# START OF SOURCE EXCERPT
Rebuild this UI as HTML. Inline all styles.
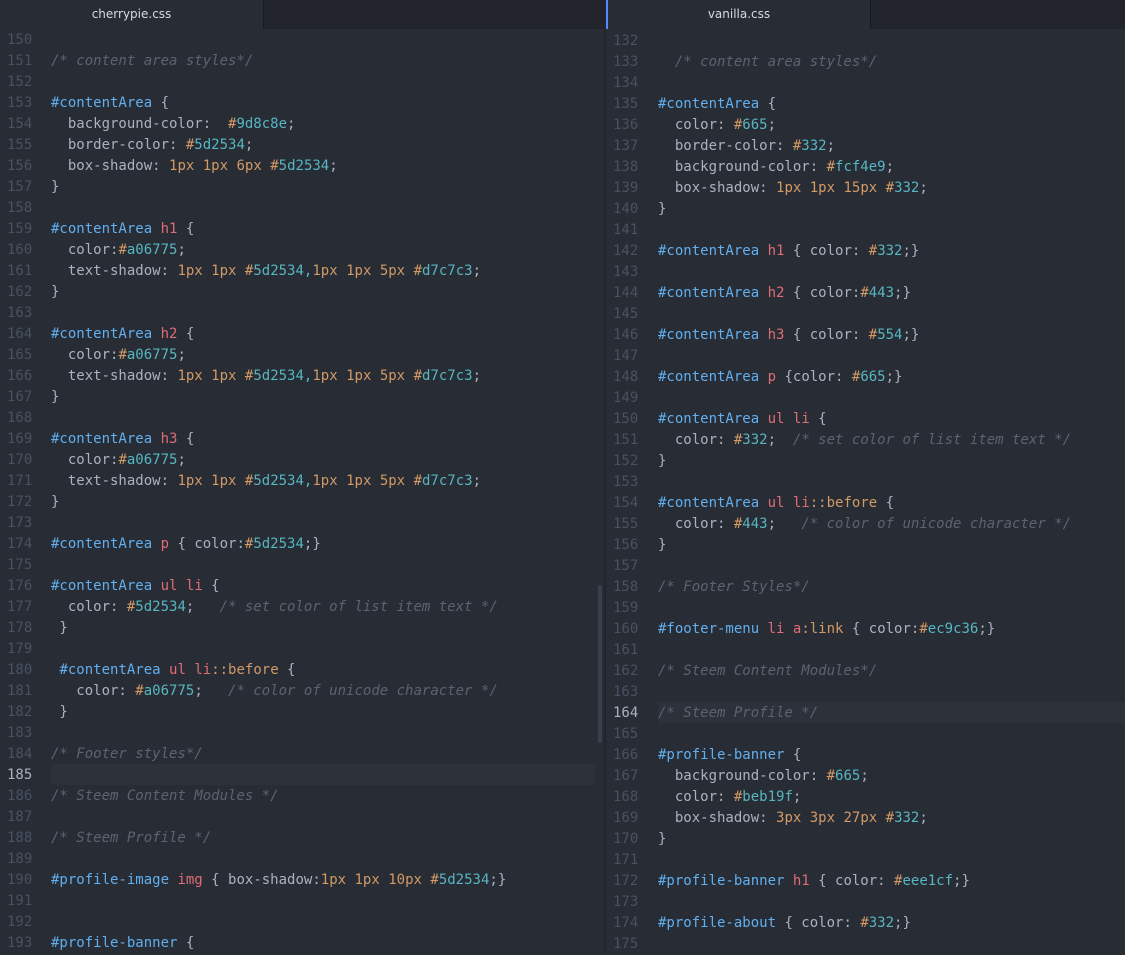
<!DOCTYPE html>
<html><head><meta charset="utf-8"><style>
*{margin:0;padding:0;box-sizing:border-box}
body{width:1125px;height:953px;background:#282c34;overflow:hidden;position:relative;font-family:"DejaVu Sans Mono","Liberation Mono",monospace;font-size:14px;color:#abb2bf}
.tabbar{position:absolute;top:0;height:29px;background:#21252b}
.tab{position:absolute;top:0;height:29px;background:#282c34;color:#d7dae0;font-family:"DejaVu Sans","Liberation Sans",sans-serif;font-size:12px;text-align:center;line-height:28px}
.ln{position:absolute;white-space:pre;height:21px;line-height:21px}
.num{color:#495162}
.cur{color:#abb2bf}
.hl{position:absolute;height:21px;background:#2c313a}
.c{color:#5c6370;font-style:italic}
.i{color:#61afef}.t{color:#e06c75}.h{color:#d19a66}.v{color:#56b6c2}.n{color:#d19a66}.o{color:#d19a66}
</style></head><body>
<div class="tabbar" style="left:0;width:605px"></div>
<div class="tab" style="left:0;width:263px">cherrypie.css</div>
<div style="position:absolute;left:263px;top:0;width:1px;height:29px;background:#181a1f"></div>
<div class="tabbar" style="left:607px;width:518px"></div>
<div class="tab" style="left:606px;width:264px;border-left:2px solid #528bff">vanilla.css</div>
<div style="position:absolute;left:870px;top:0;width:1px;height:29px;background:#181a1f"></div>
<div style="position:absolute;left:604px;top:0;width:2px;height:953px;background:#21252b"></div>
<div style="position:absolute;left:598px;top:585px;width:4px;height:158px;background:#3a3f4b;border-radius:2px"></div>

<div class="hl" style="left:51px;top:764px;width:544px"></div>
<div class="hl" style="left:658px;top:702px;width:467px"></div>

<div id="L"></div>
<div id="R"></div>
<script>
const H='<span class="h">#</span>';
const hex=s=>H+'<span class="v">'+s+'</span>';
const n=s=>'<span class="n">'+s+'</span>';
const c=s=>'<span class="c">'+s+'</span>';
const i=s=>'<span class="i">'+s+'</span>';
const t=s=>'<span class="t">'+s+'</span>';
const o=s=>'<span class="o">'+s+'</span>';
const ts=`  text-shadow: ${n('1px')} ${n('1px')} ${hex('5d2534')}<span class="v">,</span>${n('1px')} ${n('1px')} ${n('5px')} ${hex('d7c7c3')};`;
const L=[
'',c('/* content area styles*/'),'',
i('#contentArea')+' {',`  background-color:  ${hex('9d8c8e')};`,`  border-color: ${hex('5d2534')};`,`  box-shadow: ${n('1px')} ${n('1px')} ${n('6px')} ${hex('5d2534')};`,'}','',
i('#contentArea')+' '+t('h1')+' {',`  color:${hex('a06775')};`,ts,'}','',
i('#contentArea')+' '+t('h2')+' {',`  color:${hex('a06775')};`,ts,'}','',
i('#contentArea')+' '+t('h3')+' {',`  color:${hex('a06775')};`,ts,'}','',
i('#contentArea')+' '+t('p')+` { color:${hex('5d2534')};}`,'',
i('#contentArea')+' '+t('ul')+' '+t('li')+' {',`  color: ${hex('5d2534')};   `+c('/* set color of list item text */'),' }','',
' '+i('#contentArea')+' '+t('ul')+' '+t('li')+o('::before')+' {',`   color: ${hex('a06775')};   `+c('/* color of unicode character */'),' }','',
c('/* Footer styles*/'),'',c('/* Steem Content Modules */'),'',c('/* Steem Profile */'),'',
i('#profile-image')+' '+t('img')+` { box-shadow:${n('1px')} ${n('1px')} ${n('10px')} ${hex('5d2534')};}`,'','',
i('#profile-banner')+' {'
];
const R=[
'','  '+c('/* content area styles*/'),'',
i('#contentArea')+' {',`  color: ${hex('665')};`,`  border-color: ${hex('332')};`,`  background-color: ${hex('fcf4e9')};`,`  box-shadow: ${n('1px')} ${n('1px')} ${n('15px')} ${hex('332')};`,'}','',
i('#contentArea')+' '+t('h1')+` { color: ${hex('332')};}`,'',
i('#contentArea')+' '+t('h2')+` { color:${hex('443')};}`,'',
i('#contentArea')+' '+t('h3')+` { color: ${hex('554')};}`,'',
i('#contentArea')+' '+t('p')+` {color: ${hex('665')};}`,'',
i('#contentArea')+' '+t('ul')+' '+t('li')+' {',`  color: ${hex('332')};  `+c('/* set color of list item text */'),'}','',
i('#contentArea')+' '+t('ul')+' '+t('li')+o('::before')+' {',`  color: ${hex('443')};   `+c('/* color of unicode character */'),'}','',
c('/* Footer Styles*/'),'',
i('#footer-menu')+' '+t('li')+' '+t('a')+o(':link')+` { color:${hex('ec9c36')};}`,'',
c('/* Steem Content Modules*/'),'',c('/* Steem Profile */'),'',
i('#profile-banner')+' {',`  background-color: ${hex('665')};`,`  color: ${hex('beb19f')};`,`  box-shadow: ${n('3px')} ${n('3px')} ${n('27px')} ${hex('332')};`,'}','',
i('#profile-banner')+' '+t('h1')+` { color: ${hex('eee1cf')};}`,'',
i('#profile-about')+` { color: ${hex('332')};}`,''
];
let h='';
L.forEach((s,k)=>{const y=30+k*21;const num=150+k;
h+=`<div class="ln num ${num==185?'cur':''}" style="left:7px;top:${y}px">${num}</div><div class="ln" style="left:51px;top:${y}px">${s}</div>`;});
R.forEach((s,k)=>{const y=31+k*21;const num=132+k;
h+=`<div class="ln num ${num==164?'cur':''}" style="left:613px;top:${y}px">${num}</div><div class="ln" style="left:658px;top:${y}px">${s}</div>`;});
document.getElementById('L').innerHTML=h;
</script>
</body></html>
# END OF SOURCE EXCERPT
» **REQUIREMENT**
Repeat the material exactly as it reads, without any of its pictures.

» **EXERCISE SOLUTION**
Rebuild this UI as HTML. Inline all styles.
<!DOCTYPE html>
<html><head><meta charset="utf-8"><style>
*{margin:0;padding:0;box-sizing:border-box}
body{width:1125px;height:953px;background:#282c34;overflow:hidden;position:relative;font-family:"DejaVu Sans Mono","Liberation Mono",monospace;font-size:14px;color:#abb2bf}
.tabbar{position:absolute;top:0;height:29px;background:#21252b}
.tab{position:absolute;top:0;height:29px;background:#282c34;color:#d7dae0;font-family:"DejaVu Sans","Liberation Sans",sans-serif;font-size:12px;text-align:center;line-height:28px}
.ln{position:absolute;white-space:pre;height:21px;line-height:21px}
.num{color:#495162}
.cur{color:#abb2bf}
.hl{position:absolute;height:21px;background:#2c313a}
.c{color:#5c6370;font-style:italic}
.i{color:#61afef}.t{color:#e06c75}.h{color:#d19a66}.v{color:#56b6c2}.n{color:#d19a66}.o{color:#d19a66}
</style></head><body>
<div class="tabbar" style="left:0;width:605px"></div>
<div class="tab" style="left:0;width:263px">cherrypie.css</div>
<div style="position:absolute;left:263px;top:0;width:1px;height:29px;background:#181a1f"></div>
<div class="tabbar" style="left:607px;width:518px"></div>
<div class="tab" style="left:606px;width:264px;border-left:2px solid #528bff">vanilla.css</div>
<div style="position:absolute;left:870px;top:0;width:1px;height:29px;background:#181a1f"></div>
<div style="position:absolute;left:604px;top:0;width:2px;height:953px;background:#21252b"></div>
<div style="position:absolute;left:598px;top:585px;width:4px;height:158px;background:#3a3f4b;border-radius:2px"></div>

<div class="hl" style="left:51px;top:764px;width:544px"></div>
<div class="hl" style="left:658px;top:702px;width:467px"></div>

<div id="L"></div>
<div id="R"></div>
<script>
const H='<span class="h">#</span>';
const hex=s=>H+'<span class="v">'+s+'</span>';
const n=s=>'<span class="n">'+s+'</span>';
const c=s=>'<span class="c">'+s+'</span>';
const i=s=>'<span class="i">'+s+'</span>';
const t=s=>'<span class="t">'+s+'</span>';
const o=s=>'<span class="o">'+s+'</span>';
const ts=`  text-shadow: ${n('1px')} ${n('1px')} ${hex('5d2534')}<span class="v">,</span>${n('1px')} ${n('1px')} ${n('5px')} ${hex('d7c7c3')};`;
const L=[
'',c('/* content area styles*/'),'',
i('#contentArea')+' {',`  background-color:  ${hex('9d8c8e')};`,`  border-color: ${hex('5d2534')};`,`  box-shadow: ${n('1px')} ${n('1px')} ${n('6px')} ${hex('5d2534')};`,'}','',
i('#contentArea')+' '+t('h1')+' {',`  color:${hex('a06775')};`,ts,'}','',
i('#contentArea')+' '+t('h2')+' {',`  color:${hex('a06775')};`,ts,'}','',
i('#contentArea')+' '+t('h3')+' {',`  color:${hex('a06775')};`,ts,'}','',
i('#contentArea')+' '+t('p')+` { color:${hex('5d2534')};}`,'',
i('#contentArea')+' '+t('ul')+' '+t('li')+' {',`  color: ${hex('5d2534')};   `+c('/* set color of list item text */'),' }','',
' '+i('#contentArea')+' '+t('ul')+' '+t('li')+o('::before')+' {',`   color: ${hex('a06775')};   `+c('/* color of unicode character */'),' }','',
c('/* Footer styles*/'),'',c('/* Steem Content Modules */'),'',c('/* Steem Profile */'),'',
i('#profile-image')+' '+t('img')+` { box-shadow:${n('1px')} ${n('1px')} ${n('10px')} ${hex('5d2534')};}`,'','',
i('#profile-banner')+' {'
];
const R=[
'','  '+c('/* content area styles*/'),'',
i('#contentArea')+' {',`  color: ${hex('665')};`,`  border-color: ${hex('332')};`,`  background-color: ${hex('fcf4e9')};`,`  box-shadow: ${n('1px')} ${n('1px')} ${n('15px')} ${hex('332')};`,'}','',
i('#contentArea')+' '+t('h1')+` { color: ${hex('332')};}`,'',
i('#contentArea')+' '+t('h2')+` { color:${hex('443')};}`,'',
i('#contentArea')+' '+t('h3')+` { color: ${hex('554')};}`,'',
i('#contentArea')+' '+t('p')+` {color: ${hex('665')};}`,'',
i('#contentArea')+' '+t('ul')+' '+t('li')+' {',`  color: ${hex('332')};  `+c('/* set color of list item text */'),'}','',
i('#contentArea')+' '+t('ul')+' '+t('li')+o('::before')+' {',`  color: ${hex('443')};   `+c('/* color of unicode character */'),'}','',
c('/* Footer Styles*/'),'',
i('#footer-menu')+' '+t('li')+' '+t('a')+o(':link')+` { color:${hex('ec9c36')};}`,'',
c('/* Steem Content Modules*/'),'',c('/* Steem Profile */'),'',
i('#profile-banner')+' {',`  background-color: ${hex('665')};`,`  color: ${hex('beb19f')};`,`  box-shadow: ${n('3px')} ${n('3px')} ${n('27px')} ${hex('332')};`,'}','',
i('#profile-banner')+' '+t('h1')+` { color: ${hex('eee1cf')};}`,'',
i('#profile-about')+` { color: ${hex('332')};}`,''
];
let h='';
L.forEach((s,k)=>{const y=30+k*21;const num=150+k;
h+=`<div class="ln num ${num==185?'cur':''}" style="left:7px;top:${y}px">${num}</div><div class="ln" style="left:51px;top:${y}px">${s}</div>`;});
R.forEach((s,k)=>{const y=31+k*21;const num=132+k;
h+=`<div class="ln num ${num==164?'cur':''}" style="left:613px;top:${y}px">${num}</div><div class="ln" style="left:658px;top:${y}px">${s}</div>`;});
document.getElementById('L').innerHTML=h;
</script>
</body></html>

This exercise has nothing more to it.